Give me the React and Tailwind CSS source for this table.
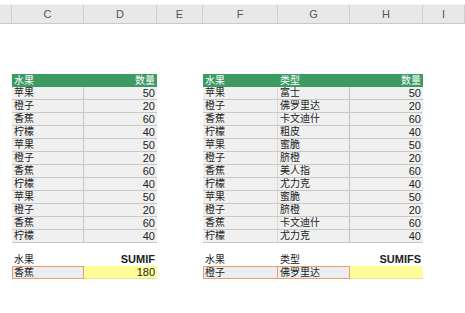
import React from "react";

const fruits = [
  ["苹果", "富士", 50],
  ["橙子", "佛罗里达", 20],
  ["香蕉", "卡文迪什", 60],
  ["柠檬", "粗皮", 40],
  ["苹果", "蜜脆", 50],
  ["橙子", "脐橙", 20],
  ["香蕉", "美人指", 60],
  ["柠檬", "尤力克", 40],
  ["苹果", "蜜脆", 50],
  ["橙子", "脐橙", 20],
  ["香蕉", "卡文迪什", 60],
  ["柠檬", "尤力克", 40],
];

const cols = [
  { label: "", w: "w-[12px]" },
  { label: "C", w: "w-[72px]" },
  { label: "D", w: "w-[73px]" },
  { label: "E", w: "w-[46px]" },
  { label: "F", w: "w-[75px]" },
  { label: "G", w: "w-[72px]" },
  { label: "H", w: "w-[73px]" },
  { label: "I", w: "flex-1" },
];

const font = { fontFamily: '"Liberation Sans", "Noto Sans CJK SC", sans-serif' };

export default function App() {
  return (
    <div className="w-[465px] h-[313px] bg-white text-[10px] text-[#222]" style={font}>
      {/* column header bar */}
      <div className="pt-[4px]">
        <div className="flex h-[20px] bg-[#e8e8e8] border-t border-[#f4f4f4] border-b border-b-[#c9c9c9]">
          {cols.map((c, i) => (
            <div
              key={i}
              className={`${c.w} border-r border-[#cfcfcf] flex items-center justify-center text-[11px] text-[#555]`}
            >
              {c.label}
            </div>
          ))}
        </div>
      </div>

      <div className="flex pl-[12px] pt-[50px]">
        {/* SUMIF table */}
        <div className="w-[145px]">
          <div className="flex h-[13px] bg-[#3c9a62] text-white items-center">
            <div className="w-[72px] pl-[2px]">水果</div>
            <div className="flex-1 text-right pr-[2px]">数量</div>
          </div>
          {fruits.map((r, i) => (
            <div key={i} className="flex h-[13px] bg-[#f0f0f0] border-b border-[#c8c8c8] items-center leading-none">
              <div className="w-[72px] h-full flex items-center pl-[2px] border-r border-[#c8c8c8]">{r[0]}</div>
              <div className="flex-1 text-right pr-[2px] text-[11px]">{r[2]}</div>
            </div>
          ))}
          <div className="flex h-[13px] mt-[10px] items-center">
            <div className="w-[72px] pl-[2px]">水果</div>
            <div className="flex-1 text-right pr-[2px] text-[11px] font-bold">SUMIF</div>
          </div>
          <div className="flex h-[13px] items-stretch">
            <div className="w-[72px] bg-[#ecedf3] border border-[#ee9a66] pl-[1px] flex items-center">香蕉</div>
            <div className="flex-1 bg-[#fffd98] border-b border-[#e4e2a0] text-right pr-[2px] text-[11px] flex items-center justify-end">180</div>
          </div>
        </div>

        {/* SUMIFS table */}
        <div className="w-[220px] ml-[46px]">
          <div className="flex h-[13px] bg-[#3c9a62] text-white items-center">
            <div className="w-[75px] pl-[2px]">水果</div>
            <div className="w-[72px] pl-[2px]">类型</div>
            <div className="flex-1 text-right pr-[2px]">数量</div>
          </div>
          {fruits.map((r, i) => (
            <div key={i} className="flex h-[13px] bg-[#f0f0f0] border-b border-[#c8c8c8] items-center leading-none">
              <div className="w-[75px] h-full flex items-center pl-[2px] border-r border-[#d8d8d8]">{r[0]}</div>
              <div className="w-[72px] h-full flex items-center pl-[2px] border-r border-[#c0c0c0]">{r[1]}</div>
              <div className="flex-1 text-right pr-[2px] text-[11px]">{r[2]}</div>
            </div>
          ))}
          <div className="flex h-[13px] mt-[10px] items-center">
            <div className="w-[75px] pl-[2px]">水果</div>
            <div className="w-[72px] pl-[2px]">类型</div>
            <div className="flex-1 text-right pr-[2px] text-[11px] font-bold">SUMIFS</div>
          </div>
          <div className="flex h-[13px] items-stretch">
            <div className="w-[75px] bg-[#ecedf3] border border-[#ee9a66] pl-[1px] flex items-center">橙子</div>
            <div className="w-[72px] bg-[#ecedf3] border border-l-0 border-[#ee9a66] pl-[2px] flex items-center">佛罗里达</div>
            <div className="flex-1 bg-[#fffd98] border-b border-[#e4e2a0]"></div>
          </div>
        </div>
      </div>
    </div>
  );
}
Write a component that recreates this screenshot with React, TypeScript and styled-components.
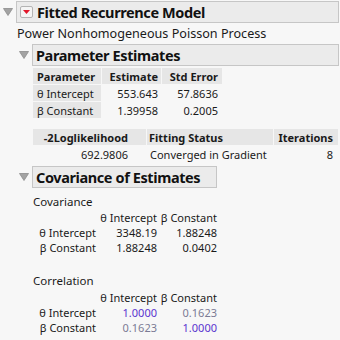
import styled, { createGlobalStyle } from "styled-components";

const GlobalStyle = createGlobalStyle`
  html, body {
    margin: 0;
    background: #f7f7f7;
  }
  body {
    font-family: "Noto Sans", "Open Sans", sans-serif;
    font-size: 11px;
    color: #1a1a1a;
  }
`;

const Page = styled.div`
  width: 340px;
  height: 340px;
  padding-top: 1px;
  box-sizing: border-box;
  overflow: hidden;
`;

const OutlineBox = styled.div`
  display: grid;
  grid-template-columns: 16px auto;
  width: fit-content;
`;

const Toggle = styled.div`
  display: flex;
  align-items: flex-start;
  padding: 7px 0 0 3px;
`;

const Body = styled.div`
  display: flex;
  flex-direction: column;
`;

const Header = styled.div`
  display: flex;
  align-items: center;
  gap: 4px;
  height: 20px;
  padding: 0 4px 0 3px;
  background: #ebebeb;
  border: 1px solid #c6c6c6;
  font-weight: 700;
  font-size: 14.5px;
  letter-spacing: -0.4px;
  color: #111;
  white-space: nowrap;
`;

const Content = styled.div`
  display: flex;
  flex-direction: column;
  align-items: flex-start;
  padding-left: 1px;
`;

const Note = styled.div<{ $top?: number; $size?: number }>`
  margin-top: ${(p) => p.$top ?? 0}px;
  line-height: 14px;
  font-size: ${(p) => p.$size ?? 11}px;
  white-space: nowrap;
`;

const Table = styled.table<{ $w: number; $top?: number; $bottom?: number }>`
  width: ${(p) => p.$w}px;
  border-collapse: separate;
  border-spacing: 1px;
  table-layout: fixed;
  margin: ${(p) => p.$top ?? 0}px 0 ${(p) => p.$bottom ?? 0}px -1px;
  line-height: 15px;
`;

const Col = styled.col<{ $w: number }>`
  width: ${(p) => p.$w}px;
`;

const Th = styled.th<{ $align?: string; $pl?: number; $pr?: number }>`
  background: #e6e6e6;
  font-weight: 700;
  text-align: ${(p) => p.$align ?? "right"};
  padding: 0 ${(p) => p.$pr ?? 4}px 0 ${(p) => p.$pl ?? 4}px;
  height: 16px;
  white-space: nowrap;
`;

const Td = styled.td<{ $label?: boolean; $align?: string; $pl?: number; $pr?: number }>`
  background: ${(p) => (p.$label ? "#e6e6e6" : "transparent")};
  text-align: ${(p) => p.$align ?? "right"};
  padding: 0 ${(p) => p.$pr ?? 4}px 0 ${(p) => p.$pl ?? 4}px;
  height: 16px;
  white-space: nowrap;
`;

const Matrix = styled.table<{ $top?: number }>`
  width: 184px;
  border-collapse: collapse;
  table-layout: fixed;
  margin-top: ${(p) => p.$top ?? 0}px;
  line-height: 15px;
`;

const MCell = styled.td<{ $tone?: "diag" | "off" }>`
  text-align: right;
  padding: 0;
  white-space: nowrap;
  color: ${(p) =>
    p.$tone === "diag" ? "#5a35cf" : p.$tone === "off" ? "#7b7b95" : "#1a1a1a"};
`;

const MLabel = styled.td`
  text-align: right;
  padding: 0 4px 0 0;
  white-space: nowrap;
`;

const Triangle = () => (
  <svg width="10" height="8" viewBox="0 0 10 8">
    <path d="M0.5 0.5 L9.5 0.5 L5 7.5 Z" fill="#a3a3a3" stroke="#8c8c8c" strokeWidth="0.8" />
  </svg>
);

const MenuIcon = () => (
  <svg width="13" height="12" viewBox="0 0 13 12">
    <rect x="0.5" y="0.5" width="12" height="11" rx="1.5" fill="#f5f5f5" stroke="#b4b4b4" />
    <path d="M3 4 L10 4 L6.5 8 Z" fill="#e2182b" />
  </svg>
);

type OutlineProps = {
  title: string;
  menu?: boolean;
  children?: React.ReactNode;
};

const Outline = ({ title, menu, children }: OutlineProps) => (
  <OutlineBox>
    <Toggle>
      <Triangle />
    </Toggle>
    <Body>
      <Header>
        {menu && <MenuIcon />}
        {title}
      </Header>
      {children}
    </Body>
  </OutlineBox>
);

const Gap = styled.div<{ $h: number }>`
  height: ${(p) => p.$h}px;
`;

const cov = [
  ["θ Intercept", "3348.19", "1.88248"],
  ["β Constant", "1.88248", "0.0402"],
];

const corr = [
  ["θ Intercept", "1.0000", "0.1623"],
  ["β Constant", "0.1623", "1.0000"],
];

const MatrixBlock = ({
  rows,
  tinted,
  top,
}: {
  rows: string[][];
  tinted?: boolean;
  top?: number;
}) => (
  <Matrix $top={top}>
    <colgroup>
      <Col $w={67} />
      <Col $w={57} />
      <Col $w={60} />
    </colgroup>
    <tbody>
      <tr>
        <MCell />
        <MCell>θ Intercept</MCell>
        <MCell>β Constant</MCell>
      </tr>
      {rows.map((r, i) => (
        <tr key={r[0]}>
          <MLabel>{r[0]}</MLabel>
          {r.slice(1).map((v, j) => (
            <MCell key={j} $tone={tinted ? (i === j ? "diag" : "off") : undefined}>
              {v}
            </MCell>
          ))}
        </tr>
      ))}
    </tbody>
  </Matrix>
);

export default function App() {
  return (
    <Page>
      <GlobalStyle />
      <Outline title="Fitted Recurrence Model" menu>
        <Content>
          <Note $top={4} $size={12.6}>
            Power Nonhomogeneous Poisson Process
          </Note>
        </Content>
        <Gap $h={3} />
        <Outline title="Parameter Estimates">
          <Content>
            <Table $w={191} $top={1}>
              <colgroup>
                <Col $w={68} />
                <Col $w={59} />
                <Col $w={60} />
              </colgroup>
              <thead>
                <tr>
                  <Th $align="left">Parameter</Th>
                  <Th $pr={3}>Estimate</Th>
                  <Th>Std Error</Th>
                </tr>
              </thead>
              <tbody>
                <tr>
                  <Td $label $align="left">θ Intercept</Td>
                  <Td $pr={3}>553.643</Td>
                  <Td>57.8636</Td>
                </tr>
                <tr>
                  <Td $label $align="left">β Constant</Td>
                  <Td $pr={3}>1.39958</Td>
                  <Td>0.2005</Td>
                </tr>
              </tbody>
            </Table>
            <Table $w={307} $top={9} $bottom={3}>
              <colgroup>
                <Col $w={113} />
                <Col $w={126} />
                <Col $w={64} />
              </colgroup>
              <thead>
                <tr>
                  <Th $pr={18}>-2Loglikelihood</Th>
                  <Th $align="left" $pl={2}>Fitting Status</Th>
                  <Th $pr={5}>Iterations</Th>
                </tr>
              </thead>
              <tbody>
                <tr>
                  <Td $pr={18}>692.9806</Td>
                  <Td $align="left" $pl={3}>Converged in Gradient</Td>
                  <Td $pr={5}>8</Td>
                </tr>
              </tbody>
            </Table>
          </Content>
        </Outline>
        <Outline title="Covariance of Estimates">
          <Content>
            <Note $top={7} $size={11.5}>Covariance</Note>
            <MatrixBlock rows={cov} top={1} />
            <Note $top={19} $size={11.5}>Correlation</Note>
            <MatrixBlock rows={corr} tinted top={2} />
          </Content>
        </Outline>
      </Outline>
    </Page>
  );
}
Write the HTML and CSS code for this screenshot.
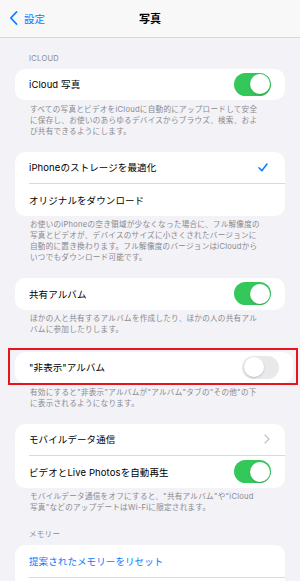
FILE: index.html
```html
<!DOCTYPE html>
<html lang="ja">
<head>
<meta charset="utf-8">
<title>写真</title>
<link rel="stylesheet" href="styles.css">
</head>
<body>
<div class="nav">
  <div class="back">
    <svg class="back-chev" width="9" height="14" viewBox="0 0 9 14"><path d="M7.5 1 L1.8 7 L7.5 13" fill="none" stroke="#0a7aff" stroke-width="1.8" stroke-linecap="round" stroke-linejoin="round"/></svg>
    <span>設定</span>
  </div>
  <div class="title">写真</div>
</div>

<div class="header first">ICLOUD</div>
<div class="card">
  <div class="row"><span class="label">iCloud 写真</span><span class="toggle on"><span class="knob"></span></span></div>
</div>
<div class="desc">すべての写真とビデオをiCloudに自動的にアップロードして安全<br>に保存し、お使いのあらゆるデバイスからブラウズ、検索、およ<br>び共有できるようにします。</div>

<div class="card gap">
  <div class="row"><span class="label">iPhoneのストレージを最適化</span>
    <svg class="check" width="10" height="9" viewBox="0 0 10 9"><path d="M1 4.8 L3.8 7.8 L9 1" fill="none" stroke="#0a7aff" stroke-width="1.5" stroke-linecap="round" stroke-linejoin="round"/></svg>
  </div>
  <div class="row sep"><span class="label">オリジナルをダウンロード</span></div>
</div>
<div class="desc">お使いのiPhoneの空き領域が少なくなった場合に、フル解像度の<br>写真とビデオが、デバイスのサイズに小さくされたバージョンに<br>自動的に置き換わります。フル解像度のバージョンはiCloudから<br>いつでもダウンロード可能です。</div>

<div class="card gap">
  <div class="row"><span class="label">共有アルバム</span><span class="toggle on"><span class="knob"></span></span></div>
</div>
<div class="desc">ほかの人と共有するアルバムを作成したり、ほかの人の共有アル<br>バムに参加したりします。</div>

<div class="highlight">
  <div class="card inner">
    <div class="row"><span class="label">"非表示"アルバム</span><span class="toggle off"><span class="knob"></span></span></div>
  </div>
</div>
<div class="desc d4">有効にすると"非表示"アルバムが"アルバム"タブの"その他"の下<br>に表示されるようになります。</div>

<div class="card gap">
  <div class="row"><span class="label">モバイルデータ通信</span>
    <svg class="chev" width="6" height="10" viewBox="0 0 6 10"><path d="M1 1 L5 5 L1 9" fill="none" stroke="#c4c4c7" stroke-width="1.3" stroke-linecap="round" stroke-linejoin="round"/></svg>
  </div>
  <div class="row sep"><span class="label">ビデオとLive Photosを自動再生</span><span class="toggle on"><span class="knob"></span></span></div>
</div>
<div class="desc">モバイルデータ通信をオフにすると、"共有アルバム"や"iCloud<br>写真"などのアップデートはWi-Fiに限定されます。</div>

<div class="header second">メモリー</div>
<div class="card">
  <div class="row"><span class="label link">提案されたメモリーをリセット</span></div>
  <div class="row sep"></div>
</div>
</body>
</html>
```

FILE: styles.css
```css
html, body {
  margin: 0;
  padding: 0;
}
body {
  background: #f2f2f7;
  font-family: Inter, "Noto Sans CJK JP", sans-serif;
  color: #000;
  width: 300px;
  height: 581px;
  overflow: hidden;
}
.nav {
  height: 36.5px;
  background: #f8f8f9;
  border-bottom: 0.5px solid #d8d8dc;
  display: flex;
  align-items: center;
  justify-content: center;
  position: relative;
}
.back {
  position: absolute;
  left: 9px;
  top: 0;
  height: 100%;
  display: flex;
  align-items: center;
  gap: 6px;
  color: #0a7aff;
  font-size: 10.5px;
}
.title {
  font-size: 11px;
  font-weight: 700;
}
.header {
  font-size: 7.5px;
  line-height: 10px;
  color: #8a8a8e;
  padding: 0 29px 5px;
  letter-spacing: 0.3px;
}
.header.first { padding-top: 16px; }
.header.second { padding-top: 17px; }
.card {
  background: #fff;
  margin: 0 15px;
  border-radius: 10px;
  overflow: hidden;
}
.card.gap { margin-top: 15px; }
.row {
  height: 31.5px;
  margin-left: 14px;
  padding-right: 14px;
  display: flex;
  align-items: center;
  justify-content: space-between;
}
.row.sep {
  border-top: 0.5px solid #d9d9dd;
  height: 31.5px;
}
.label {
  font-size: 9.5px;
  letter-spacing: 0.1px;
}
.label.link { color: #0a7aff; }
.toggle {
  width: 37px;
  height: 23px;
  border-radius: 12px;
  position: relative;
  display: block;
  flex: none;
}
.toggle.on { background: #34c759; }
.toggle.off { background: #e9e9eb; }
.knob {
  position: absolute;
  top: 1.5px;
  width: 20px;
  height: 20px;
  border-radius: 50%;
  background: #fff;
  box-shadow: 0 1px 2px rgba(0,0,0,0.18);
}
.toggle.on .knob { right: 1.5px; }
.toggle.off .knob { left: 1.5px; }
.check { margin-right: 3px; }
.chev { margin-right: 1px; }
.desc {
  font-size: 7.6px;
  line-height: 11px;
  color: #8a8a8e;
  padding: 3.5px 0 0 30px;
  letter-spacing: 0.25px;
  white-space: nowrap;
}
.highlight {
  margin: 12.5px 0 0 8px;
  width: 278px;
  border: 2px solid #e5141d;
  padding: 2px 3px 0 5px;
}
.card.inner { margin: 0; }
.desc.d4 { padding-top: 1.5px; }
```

....

## What is asked
Tell how many lines of the data include the word "screenshot", and nothing else.

## Reply to the task
2